On one hand, Jenny sure has led an interesting life. On the other, this is completely normal. What makes it I so captivating is the telling, and this is a great story incredibly well told.
I love people like Jenny. They're unflinching and honest. They can't ever hope to set a good example, so instead they serve as a horrible warning. Reading: Sister Pact Author: Ali Ahearn and Ros BaxterGenre: Contemporary Women's Fiction Reviewed by: Louise Reynolds
When long estranged sisters Joni and Frankie are thrown together by the will of their deceased grandmother, they must compete as a team on a reality survival program in order to receive $1million each from her will. These once close sisters are as different as it’s possible to be. Quirky Joni with her green hair and pet ferret and cool, up-market Frankie are poles apart but they’re both desperately in need of money. Set on a survivor-style island in the Pacific and full of delicious characters and witty dialogue it’s the heartfelt love these sisters rediscover that warms. This is my top pick read of the year so far.
Author: C J Sansom
Reviewed by: Sara Hood
C J Sansom’s books were recommended to me by the youngest sister of a friend of my Dad’s. She lives in Utah and runs a bookshop, and despite never having met we’re firm Facebook friends. I happened to post that I adored Wolf Hall
and was hanging out for Bring Up the Bodies
, and she said I expect you’d like C J Sansom then. Her bookshop specialises in matching readers with books, so I hit Google, as you do, and there he was: A crime writer who sets his plots in Tudor England. The man has a doctorate in history and then became a lawyer, so there was the risk he’d be terribly worthy and dry, but keeping an open mind I sent off for Dissolution
, the first in what is now a five book series.
And loved it. I’m really demanding of books. Sentences must make sense. Logic must be followed. If they’re historical then they have to be accurate, or accurate enough to make me think they’re accurate. No dress ups, please. Characters have to be real people, with motivations, and demons, and flaws. Don’t make them do things that are out of character or just plain daft so you can advance the plot, or I shall scare the dogs by throwing your book across the room. So don’t have the detective tell Madam that her life is in mortal danger and she must never leave the house, but if she really has to then she must take these two armed gorillas with her, but then she has a slight tiff with the upper housemaid and flounces out into the dark ALL ALONE. Sigh. Scream. Book flung at wall. Barking dogs.

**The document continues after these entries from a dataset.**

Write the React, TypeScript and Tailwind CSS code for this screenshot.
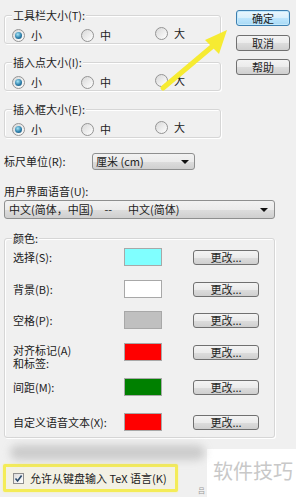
import React from "react";

const btn =
  "flex items-center justify-center rounded-[3px] border border-[#707070] bg-[linear-gradient(#f4f4f4,#ebebeb_50%,#dddddd_51%,#cfcfcf)] text-[11px] leading-[12px] text-[#1e1e1e]";

function Radio({ checked, label }: { checked?: boolean; label: string }) {
  return (
    <div className="flex items-center gap-[6px]">
      <span className="flex h-[13px] w-[13px] items-center justify-center rounded-full border border-[#949494] bg-[linear-gradient(135deg,#d8d8d8,#ffffff)]">
        {checked && (
          <span className="h-[7px] w-[7px] rounded-full bg-[radial-gradient(circle_at_40%_35%,#a6e6f7,#2d7fab_55%,#174a6c)]" />
        )}
      </span>
      <span>{label}</span>
    </div>
  );
}

function Group({ title, className, children }: { title: string; className?: string; children: React.ReactNode }) {
  return (
    <div className={"rounded-[3px] border border-[#d6d6d6] shadow-[inset_1px_1px_0_#fff,1px_1px_0_#fff] " + (className ?? "")}>
      <div className="-mt-[8px] ml-[7px] h-[14px] leading-[14px]">
        <span className="bg-[#f0f0f0] px-[1px]">{title}</span>
      </div>
      {children}
    </div>
  );
}

function SizeGroup({ title, className }: { title: string; className?: string }) {
  return (
    <Group title={title} className={className}>
      <div className="mb-[3px] mt-[5px] flex h-[13px] pl-[7px]">
        <div className="w-[69px]">
          <Radio checked label="小" />
        </div>
        <div className="w-[74px]">
          <Radio label="中" />
        </div>
        <Radio label="大" />
      </div>
    </Group>
  );
}

function ColorRow({ label, color, className, twoLine }: { label: React.ReactNode; color: string; className?: string; twoLine?: boolean }) {
  return (
    <div className={"flex h-[18px] items-center " + (className ?? "")}>
      <div className={"w-[111px] " + (twoLine ? "mt-[1px] self-start leading-[13px]" : "leading-[12px]")}>{label}</div>
      <div className={"h-[18px] w-[38px] border border-[#a8a8a8] " + color} />
      <button className={btn + " ml-[31px] h-[15px] w-[66px]"}>更改...</button>
    </div>
  );
}

export default function App() {
  return (
    <div className="relative flex h-[497px] w-[296px] flex-col overflow-hidden bg-[#f0f0f0] font-['Noto_Sans_CJK_SC',sans-serif] text-[11px] text-[#222]">
      {/* top: size groups + dialog buttons */}
      <div className="flex">
        <div className="ml-[4px] w-[217px]">
          <SizeGroup title="工具栏大小(T):" className="mt-[15px]" />
          <SizeGroup title="插入点大小(I):" className="mt-[18px]" />
          <SizeGroup title="插入框大小(E):" className="mt-[18px]" />
        </div>
        <div className="ml-[15px] w-[54px]">
          <button className="mt-[10px] flex h-[16px] w-full items-center justify-center rounded-[3px] border border-[#3c7fb1] bg-[linear-gradient(#eaf6fd,#d9f0fc_50%,#bee6fd_51%,#a7d9f5)] leading-[12px] text-[#1e1e1e] shadow-[inset_0_0_0_1px_#c4e9fb]">
            确定
          </button>
          <button className={btn + " mt-[9px] h-[16px] w-full"}>取消</button>
          <button className={btn + " mt-[8px] h-[16px] w-full"}>帮助</button>
        </div>
      </div>

      {/* ruler unit */}
      <div className="ml-[4px] mt-[15px] flex h-[17px] items-center">
        <div className="w-[88px]">标尺单位(R):</div>
        <div className="flex h-[17px] w-[103px] items-center justify-between rounded-[3px] border border-[#8e8f8f] bg-[linear-gradient(#f2f2f2,#ebebeb_50%,#dddddd_51%,#cfcfcf)] pl-[3px] pr-[5px]">
          <span>厘米 (cm)</span>
          <span className="h-0 w-0 border-x-[4px] border-t-[4px] border-x-transparent border-t-[#111]" />
        </div>
      </div>

      {/* UI language */}
      <div className="ml-[4px] mt-[14px] h-[14px] leading-[14px]">用户界面语音(U):</div>
      <div className="ml-[4px] mt-[2px] flex h-[19px] w-[271px] items-center rounded-[3px] border border-[#8e8f8f] bg-[linear-gradient(#f2f2f2,#ebebeb_50%,#dddddd_51%,#cfcfcf)] pl-[4px] pr-[6px]">
        <span>中文(简体，中国)</span>
        <span className="ml-[11px]">--</span>
        <span className="ml-[16px]">中文(简体)</span>
        <span className="ml-auto h-0 w-0 border-x-[4px] border-t-[4px] border-x-transparent border-t-[#111]" />
      </div>

      {/* colours */}
      <Group title="颜色:" className="ml-[4px] mt-[19px] w-[271px] pb-[6px]">
        <div className="pl-[8px]">
          <ColorRow label="选择(S):" color="bg-[#80ffff]" className="mt-[3px]" />
          <ColorRow label="背景(B):" color="bg-white" className="mt-[14px]" />
          <ColorRow label="空格(P):" color="bg-[#c0c0c0]" className="mt-[13px]" />
          <ColorRow
            label={
              <>
                <div>对齐标记(A)</div>
                <div>和标签:</div>
              </>
            }
            twoLine
            color="bg-[#ff0000]"
            className="mt-[14px]"
          />
          <ColorRow label="间距(M):" color="bg-[#008000]" className="mt-[17px]" />
          <ColorRow label="自定义语音文本(X):" color="bg-[#ff0000]" className="mt-[17px]" />
        </div>
      </Group>

      {/* bottom: blurred strip, TeX checkbox, watermark */}
      <div className="mt-[7px] flex flex-1">
        <div className="flex w-[207px] flex-col">
          <div className="ml-[10px] h-[15px] w-[195px] rounded-full bg-[#bcbcbc] opacity-70 blur-[4px]" />
          <div className="mt-[4px] flex items-end">
            <div className="ml-[3px] flex h-[28px] w-[175px] items-center rounded-[2px] border-[3px] border-[#f4ec58] bg-[#f3f1e4] pl-[7px] shadow-[0_0_2px_#f7f09a]">
              <span className="flex h-[11px] w-[11px] items-center justify-center border border-[#8f8f8f] bg-[linear-gradient(135deg,#dcdcdc,#ffffff)]">
                <svg width="9" height="9" viewBox="0 0 9 9">
                  <path d="M1.5 4.5 L3.6 7 L7.6 1.5" fill="none" stroke="#2a4a6a" strokeWidth="1.6" />
                </svg>
              </span>
              <span className="ml-[6px] whitespace-pre">允许从键盘输入 TeX 语言(K)</span>
            </div>
            <div className="mb-[-2px] ml-[20px] text-[7px] leading-[7px] text-[#9a9a9a]">吕</div>
          </div>
        </div>
        <div className="mt-[4px] flex flex-1 items-start bg-white pl-[6px] pt-[10px]">
          <span className="text-[20px] leading-[24px] text-[#c8c8c8]">软件技巧</span>
        </div>
      </div>

      {/* yellow annotation arrow */}
      <svg className="pointer-events-none absolute left-0 top-0" width="296" height="497">
        <line x1="163" y1="88" x2="214" y2="45" stroke="#f6eb32" strokeWidth="5" strokeLinecap="round" />
        <polygon points="227,30 205,40 219,54" fill="#f6eb32" />
      </svg>
    </div>
  );
}
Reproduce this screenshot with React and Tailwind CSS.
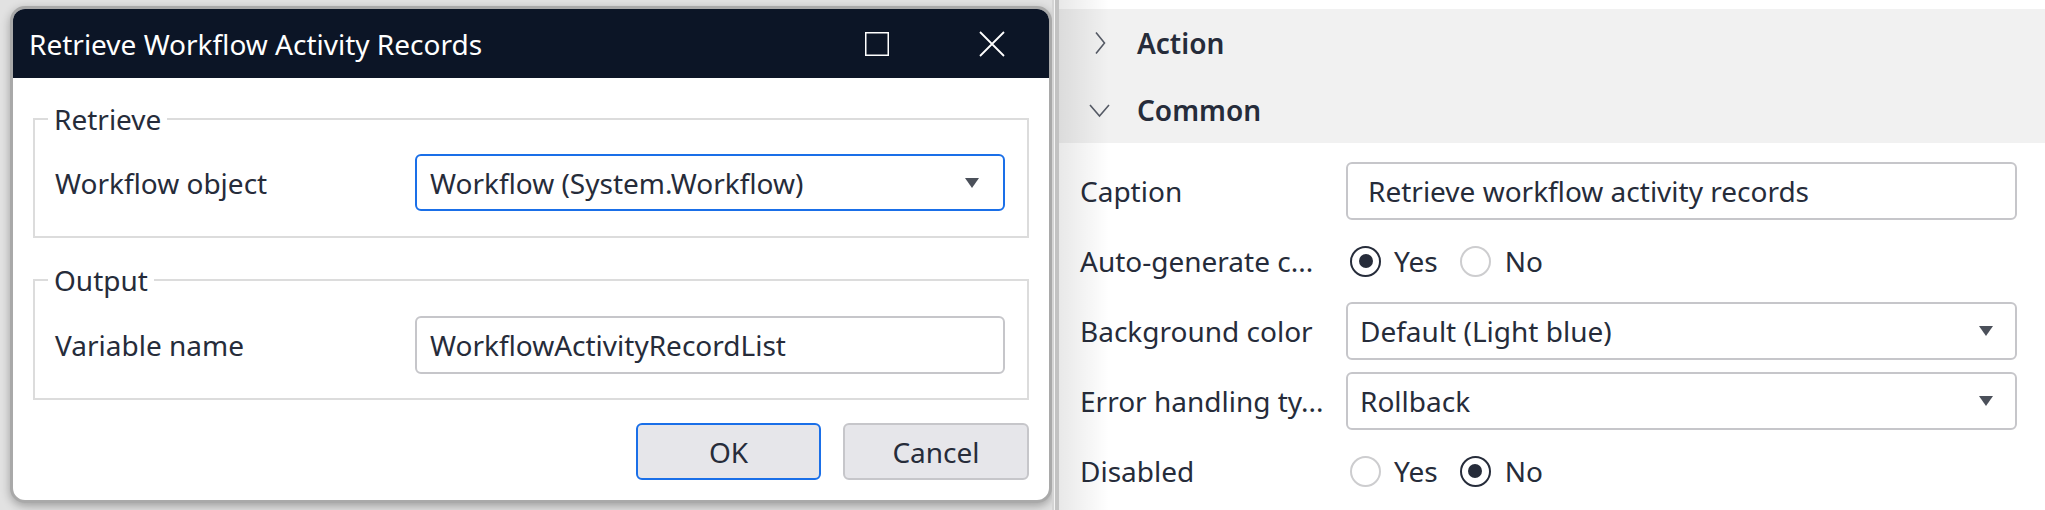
import React from "react";

function Triangle() {
  return (
    <svg width="14" height="10" viewBox="0 0 14 10" className="shrink-0">
      <polygon points="0,0 14,0 7,10" fill="#4b505a" />
    </svg>
  );
}

function Radio({ checked }) {
  return checked ? (
    <span className="w-[31px] h-[31px] rounded-full border-2 border-[#262c3a] flex items-center justify-center shrink-0">
      <span className="w-[14px] h-[14px] rounded-full bg-[#262c3a]" />
    </span>
  ) : (
    <span className="w-[31px] h-[31px] rounded-full border-2 border-[#cdcdcf] shrink-0" />
  );
}

function RadioPair({ yes }) {
  return (
    <div className="flex items-center pl-[4px]">
      <Radio checked={yes} />
      <span className="ml-[13px]">Yes</span>
      <span className="ml-[22px] flex items-center">
        <Radio checked={!yes} />
        <span className="ml-[14px]">No</span>
      </span>
    </div>
  );
}

function Dialog() {
  return (
    <div className="w-[1042px] h-[497px] border-[3px] border-[#a9a9a9] rounded-[15px] overflow-hidden bg-white flex flex-col shadow-[0_3px_10px_rgba(0,0,0,0.3)]">
      <div className="h-[69px] shrink-0 bg-[#0c1526] flex items-center pl-[16px] pr-[44px] text-white">
        <span className="flex-1">Retrieve Workflow Activity Records</span>
        <svg width="24" height="24" viewBox="0 0 24 24" className="shrink-0">
          <rect x="0.75" y="0.75" width="22.5" height="22.5" fill="none" stroke="#ffffff" strokeWidth="1.5" />
        </svg>
        <svg width="26" height="26" viewBox="0 0 26 26" className="ml-[90px] shrink-0">
          <path d="M1 1 L25 25 M25 1 L1 25" stroke="#ffffff" strokeWidth="1.8" fill="none" />
        </svg>
      </div>
      <div className="flex-1 flex flex-col px-[20px] pt-[22px] pb-[20px]">
        <fieldset className="border-2 border-[#dcdcdc]">
          <legend className="ml-[13px] px-[6px] leading-[38px]">Retrieve</legend>
          <div className="flex items-center pl-[20px] pr-[22px] pt-[16px] pb-[25px]">
            <span className="w-[360px] shrink-0">Workflow object</span>
            <div className="flex-1 h-[57px] border-2 border-[#1a6fe8] rounded-[6px] flex items-center pl-[13px] pr-[24px]">
              <span className="flex-1">Workflow (System.Workflow)</span>
              <Triangle />
            </div>
          </div>
        </fieldset>
        <fieldset className="border-2 border-[#dcdcdc] mt-[23px]">
          <legend className="ml-[13px] px-[6px] leading-[38px]">Output</legend>
          <div className="flex items-center pl-[20px] pr-[22px] pt-[17px] pb-[24px]">
            <span className="w-[360px] shrink-0">Variable name</span>
            <div className="flex-1 h-[58px] border-2 border-[#c6c6ca] rounded-[6px] flex items-center pl-[13px]">
              <span>WorkflowActivityRecordList</span>
            </div>
          </div>
        </fieldset>
        <div className="flex justify-end gap-[22px] mt-[23px]">
          <button className="w-[185px] h-[57px] bg-[#e6e6ea] border-2 border-[#1a6fe8] rounded-[6px] flex items-center justify-center">
            OK
          </button>
          <button className="w-[186px] h-[57px] bg-[#e6e6ea] border-2 border-[#c6c6ca] rounded-[6px] flex items-center justify-center">
            Cancel
          </button>
        </div>
      </div>
    </div>
  );
}

function Panel() {
  return (
    <div className="relative flex-1 h-full bg-white pt-[9px] flex flex-col">
      <div className="bg-[#f1f1f1] flex flex-col">
        <div className="h-[67px] flex items-center pl-[30px]">
          <svg width="24" height="24" viewBox="0 0 24 24" className="mr-[24px] shrink-0">
            <path d="M7 1.5 L15.5 12 L7 22.5" stroke="#565b66" strokeWidth="1.6" fill="none" />
          </svg>
          <span className="font-semibold">Action</span>
        </div>
        <div className="h-[67px] flex items-center pl-[30px]">
          <svg width="24" height="24" viewBox="0 0 24 24" className="mr-[24px] shrink-0">
            <path d="M1 7 L10.5 18 L20 7" stroke="#565b66" strokeWidth="1.6" fill="none" />
          </svg>
          <span className="font-semibold">Common</span>
        </div>
      </div>
      <div className="flex flex-col gap-[12px] pt-[19px] pl-[21px] pr-[28px]">
        <div className="h-[58px] flex items-center">
          <span className="w-[266px] shrink-0">Caption</span>
          <div className="flex-1 h-[58px] border-2 border-[#c6c6ca] rounded-[6px] flex items-center pl-[20px]">
            Retrieve workflow activity records
          </div>
        </div>
        <div className="h-[58px] flex items-center">
          <span className="w-[266px] shrink-0">Auto-generate c...</span>
          <RadioPair yes={true} />
        </div>
        <div className="h-[58px] flex items-center">
          <span className="w-[266px] shrink-0">Background color</span>
          <div className="flex-1 h-[58px] border-2 border-[#c6c6ca] rounded-[6px] flex items-center pl-[12px] pr-[22px]">
            <span className="flex-1">Default (Light blue)</span>
            <Triangle />
          </div>
        </div>
        <div className="h-[58px] flex items-center">
          <span className="w-[266px] shrink-0">Error handling ty...</span>
          <div className="flex-1 h-[58px] border-2 border-[#c6c6ca] rounded-[6px] flex items-center pl-[12px] pr-[22px]">
            <span className="flex-1">Rollback</span>
            <Triangle />
          </div>
        </div>
        <div className="h-[58px] flex items-center">
          <span className="w-[266px] shrink-0">Disabled</span>
          <RadioPair yes={false} />
        </div>
      </div>
      <div className="absolute left-0 top-0 bottom-0 w-[50px] pointer-events-none bg-[linear-gradient(to_right,rgba(0,0,0,0.09),rgba(0,0,0,0))]" />
    </div>
  );
}

export default function App() {
  return (
    <div className="flex w-[2045px] h-[510px] overflow-hidden font-['Noto_Sans','Open_Sans',sans-serif] text-[28px] text-[#262c3a]">
      <div className="w-[1052px] h-full shrink-0 bg-[#e2e2e2] pl-[10px] pt-[6px]">
        <Dialog />
      </div>
      <div className="flex shrink-0 h-full">
        <div className="w-[2px] bg-[#d4d4d4]" />
        <div className="w-[1px] bg-[#f4f4f4]" />
        <div className="w-[4px] bg-[#c2c2c2]" />
      </div>
      <Panel />
    </div>
  );
}
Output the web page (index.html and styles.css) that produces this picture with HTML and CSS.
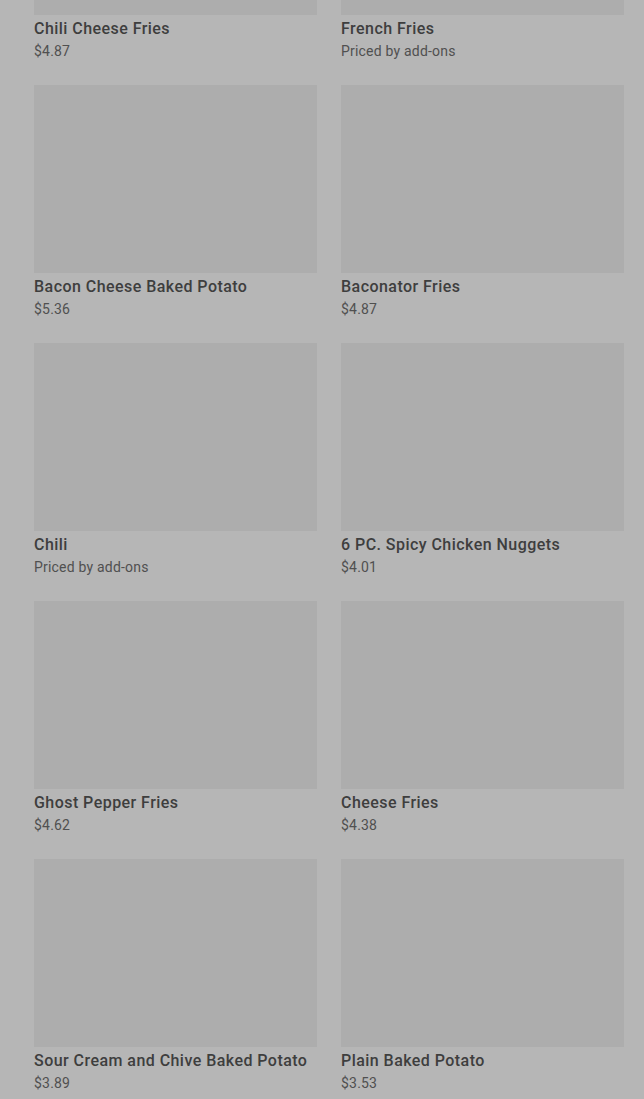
FILE: index.html
```html
<!DOCTYPE html>
<html lang="en">
<head>
  <meta charset="UTF-8" />
  <meta name="viewport" content="width=device-width, initial-scale=1.0" />
  <title>Sides</title>
  <link rel="stylesheet" href="styles.css">
</head>
<body>
  <div class="menu">
    <div class="grid">
      <div class="item">
        <div class="thumb"></div>
        <div class="name">Chili Cheese Fries</div>
        <div class="price">$4.87</div>
      </div>
      <div class="item">
        <div class="thumb"></div>
        <div class="name">French Fries</div>
        <div class="price">Priced by add-ons</div>
      </div>
      <div class="item">
        <div class="thumb"></div>
        <div class="name">Bacon Cheese Baked Potato</div>
        <div class="price">$5.36</div>
      </div>
      <div class="item">
        <div class="thumb"></div>
        <div class="name">Baconator Fries</div>
        <div class="price">$4.87</div>
      </div>
      <div class="item">
        <div class="thumb"></div>
        <div class="name">Chili</div>
        <div class="price">Priced by add-ons</div>
      </div>
      <div class="item">
        <div class="thumb"></div>
        <div class="name">6 PC. Spicy Chicken Nuggets</div>
        <div class="price">$4.01</div>
      </div>
      <div class="item">
        <div class="thumb"></div>
        <div class="name">Ghost Pepper Fries</div>
        <div class="price">$4.62</div>
      </div>
      <div class="item">
        <div class="thumb"></div>
        <div class="name">Cheese Fries</div>
        <div class="price">$4.38</div>
      </div>
      <div class="item">
        <div class="thumb"></div>
        <div class="name">Sour Cream and Chive Baked Potato</div>
        <div class="price">$3.89</div>
      </div>
      <div class="item">
        <div class="thumb"></div>
        <div class="name">Plain Baked Potato</div>
        <div class="price">$3.53</div>
      </div>
    </div>
  </div>
</body>
</html>
```

FILE: styles.css
```css
* {
  margin: 0;
  padding: 0;
  box-sizing: border-box;
}

html, body {
  background: #b6b6b6;
  font-family: Roboto, "Liberation Sans", sans-serif;
  overflow: hidden;
}

/* page is scrolled: first row sits mostly above the fold */
.menu {
  margin-top: -173px;
  padding: 0 20px 0 34px;
}

.grid {
  display: grid;
  grid-template-columns: 283px 283px;
  column-gap: 24px;
  row-gap: 24px;
}

.thumb {
  height: 188px;
  background: #adadad;
}

.name {
  margin-top: 4px;
  font-size: 16px;
  line-height: 20px;
  font-weight: 500;
  letter-spacing: 0.45px;
  color: #3e3e3e;
}

.price {
  margin-top: 2px;
  font-size: 14px;
  line-height: 20px;
  letter-spacing: 0.2px;
  color: #505050;
}
```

C J Sansom is not like that at all. Characters are treated with respect. They’re fully formed, warts and all, and meeting them is like making new friends. Well, not the baddies. Of course, I wouldn’t want to make friends with them what done it. And places, they’re so vivid. You can see the triangular sails of the wherries, criss-crossing the Thames as the 16th century equivalents of taxis. Smell the stench of the London streets. Well, almost. You get the point. Tudor London stank. And be alert, be very alert, to keep up with the stories as they whisk along at breakneck speed, twisting and turning all over the shop. Revelation
is the fourth book and less twisty-turny than the earlier stories, but is much more bleak. Eeeeuw. How the baby dies. That’s not for the weak of stomach. And (spoiler alert) I do think it’s about time that the protagonist, Master Shardlake, is allowed to find someone to love him back. Heartstone
, the final and most recent book, is on the bedside table waiting to be opened. But the sooner I start it the sooner it’s finished, so it will wait a little while longer. Let’s hope it has some requited love. Dear Matthew Shardlake deserves a bit of happiness after all the sleuthing he’s been up to.